TASK DESCRIPTION> Transcribe all of the data exactly. Omit the pictures.

-- -- --

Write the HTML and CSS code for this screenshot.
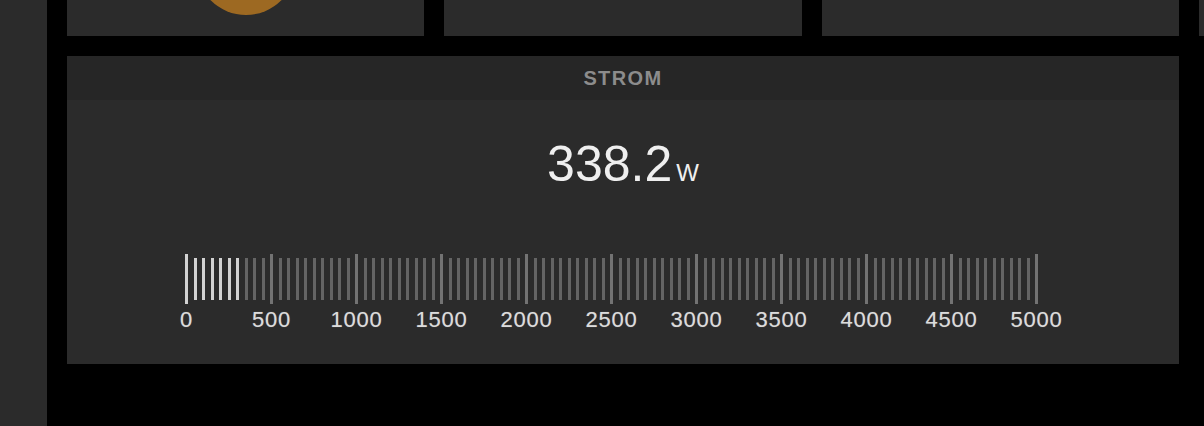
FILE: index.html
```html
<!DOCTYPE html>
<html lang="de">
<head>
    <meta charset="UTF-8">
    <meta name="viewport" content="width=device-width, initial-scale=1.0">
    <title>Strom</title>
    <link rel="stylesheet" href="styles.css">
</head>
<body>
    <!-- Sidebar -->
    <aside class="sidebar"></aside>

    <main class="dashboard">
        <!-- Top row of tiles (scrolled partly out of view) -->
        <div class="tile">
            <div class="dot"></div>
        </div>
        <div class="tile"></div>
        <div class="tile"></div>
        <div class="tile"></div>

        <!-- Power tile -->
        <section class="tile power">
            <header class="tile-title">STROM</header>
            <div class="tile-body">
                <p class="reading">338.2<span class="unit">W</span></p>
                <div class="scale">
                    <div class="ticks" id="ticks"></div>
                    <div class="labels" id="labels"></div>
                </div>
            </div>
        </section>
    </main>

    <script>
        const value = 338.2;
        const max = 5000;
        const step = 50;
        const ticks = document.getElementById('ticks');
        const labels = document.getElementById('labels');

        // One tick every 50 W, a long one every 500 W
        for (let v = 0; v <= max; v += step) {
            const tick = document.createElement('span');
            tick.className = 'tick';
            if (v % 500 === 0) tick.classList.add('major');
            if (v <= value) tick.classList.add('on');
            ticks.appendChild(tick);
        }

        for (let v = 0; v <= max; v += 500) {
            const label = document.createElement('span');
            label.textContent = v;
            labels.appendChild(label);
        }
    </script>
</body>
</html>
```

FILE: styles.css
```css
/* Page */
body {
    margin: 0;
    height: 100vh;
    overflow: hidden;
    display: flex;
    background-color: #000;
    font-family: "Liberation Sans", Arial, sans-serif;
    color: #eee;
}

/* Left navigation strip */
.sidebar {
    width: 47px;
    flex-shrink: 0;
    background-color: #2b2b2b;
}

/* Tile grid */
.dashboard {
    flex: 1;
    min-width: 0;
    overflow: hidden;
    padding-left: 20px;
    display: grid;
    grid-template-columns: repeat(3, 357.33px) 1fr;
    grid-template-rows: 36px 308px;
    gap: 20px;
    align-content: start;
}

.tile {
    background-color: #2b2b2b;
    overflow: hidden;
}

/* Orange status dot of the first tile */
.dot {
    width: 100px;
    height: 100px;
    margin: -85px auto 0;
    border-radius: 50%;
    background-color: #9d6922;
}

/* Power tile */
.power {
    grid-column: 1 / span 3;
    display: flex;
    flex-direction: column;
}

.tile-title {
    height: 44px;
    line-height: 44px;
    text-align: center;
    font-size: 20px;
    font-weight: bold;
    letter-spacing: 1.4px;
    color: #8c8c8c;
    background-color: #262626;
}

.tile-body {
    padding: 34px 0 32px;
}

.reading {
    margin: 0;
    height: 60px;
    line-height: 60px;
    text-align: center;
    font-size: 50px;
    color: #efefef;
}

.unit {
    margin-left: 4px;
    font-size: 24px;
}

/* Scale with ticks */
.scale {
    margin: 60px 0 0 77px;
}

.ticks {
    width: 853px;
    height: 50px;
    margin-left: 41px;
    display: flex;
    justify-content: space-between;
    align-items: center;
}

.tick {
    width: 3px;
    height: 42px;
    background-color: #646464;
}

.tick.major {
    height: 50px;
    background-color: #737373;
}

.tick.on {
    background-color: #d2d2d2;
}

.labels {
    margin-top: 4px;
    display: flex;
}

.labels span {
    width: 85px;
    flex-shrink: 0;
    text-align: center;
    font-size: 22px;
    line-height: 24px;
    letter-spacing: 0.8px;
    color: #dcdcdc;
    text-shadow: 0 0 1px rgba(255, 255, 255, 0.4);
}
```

-- -- --

RIGHT ANSWER>
Write the HTML and CSS code for this screenshot.
FILE: index.html
```html
<!DOCTYPE html>
<html lang="de">
<head>
    <meta charset="UTF-8">
    <meta name="viewport" content="width=device-width, initial-scale=1.0">
    <title>Strom</title>
    <link rel="stylesheet" href="styles.css">
</head>
<body>
    <!-- Sidebar -->
    <aside class="sidebar"></aside>

    <main class="dashboard">
        <!-- Top row of tiles (scrolled partly out of view) -->
        <div class="tile">
            <div class="dot"></div>
        </div>
        <div class="tile"></div>
        <div class="tile"></div>
        <div class="tile"></div>

        <!-- Power tile -->
        <section class="tile power">
            <header class="tile-title">STROM</header>
            <div class="tile-body">
                <p class="reading">338.2<span class="unit">W</span></p>
                <div class="scale">
                    <div class="ticks" id="ticks"></div>
                    <div class="labels" id="labels"></div>
                </div>
            </div>
        </section>
    </main>

    <script>
        const value = 338.2;
        const max = 5000;
        const step = 50;
        const ticks = document.getElementById('ticks');
        const labels = document.getElementById('labels');

        // One tick every 50 W, a long one every 500 W
        for (let v = 0; v <= max; v += step) {
            const tick = document.createElement('span');
            tick.className = 'tick';
            if (v % 500 === 0) tick.classList.add('major');
            if (v <= value) tick.classList.add('on');
            ticks.appendChild(tick);
        }

        for (let v = 0; v <= max; v += 500) {
            const label = document.createElement('span');
            label.textContent = v;
            labels.appendChild(label);
        }
    </script>
</body>
</html>
```

FILE: styles.css
```css
/* Page */
body {
    margin: 0;
    height: 100vh;
    overflow: hidden;
    display: flex;
    background-color: #000;
    font-family: "Liberation Sans", Arial, sans-serif;
    color: #eee;
}

/* Left navigation strip */
.sidebar {
    width: 47px;
    flex-shrink: 0;
    background-color: #2b2b2b;
}

/* Tile grid */
.dashboard {
    flex: 1;
    min-width: 0;
    overflow: hidden;
    padding-left: 20px;
    display: grid;
    grid-template-columns: repeat(3, 357.33px) 1fr;
    grid-template-rows: 36px 308px;
    gap: 20px;
    align-content: start;
}

.tile {
    background-color: #2b2b2b;
    overflow: hidden;
}

/* Orange status dot of the first tile */
.dot {
    width: 100px;
    height: 100px;
    margin: -85px auto 0;
    border-radius: 50%;
    background-color: #9d6922;
}

/* Power tile */
.power {
    grid-column: 1 / span 3;
    display: flex;
    flex-direction: column;
}

.tile-title {
    height: 44px;
    line-height: 44px;
    text-align: center;
    font-size: 20px;
    font-weight: bold;
    letter-spacing: 1.4px;
    color: #8c8c8c;
    background-color: #262626;
}

.tile-body {
    padding: 34px 0 32px;
}

.reading {
    margin: 0;
    height: 60px;
    line-height: 60px;
    text-align: center;
    font-size: 50px;
    color: #efefef;
}

.unit {
    margin-left: 4px;
    font-size: 24px;
}

/* Scale with ticks */
.scale {
    margin: 60px 0 0 77px;
}

.ticks {
    width: 853px;
    height: 50px;
    margin-left: 41px;
    display: flex;
    justify-content: space-between;
    align-items: center;
}

.tick {
    width: 3px;
    height: 42px;
    background-color: #646464;
}

.tick.major {
    height: 50px;
    background-color: #737373;
}

.tick.on {
    background-color: #d2d2d2;
}

.labels {
    margin-top: 4px;
    display: flex;
}

.labels span {
    width: 85px;
    flex-shrink: 0;
    text-align: center;
    font-size: 22px;
    line-height: 24px;
    letter-spacing: 0.8px;
    color: #dcdcdc;
    text-shadow: 0 0 1px rgba(255, 255, 255, 0.4);
}
```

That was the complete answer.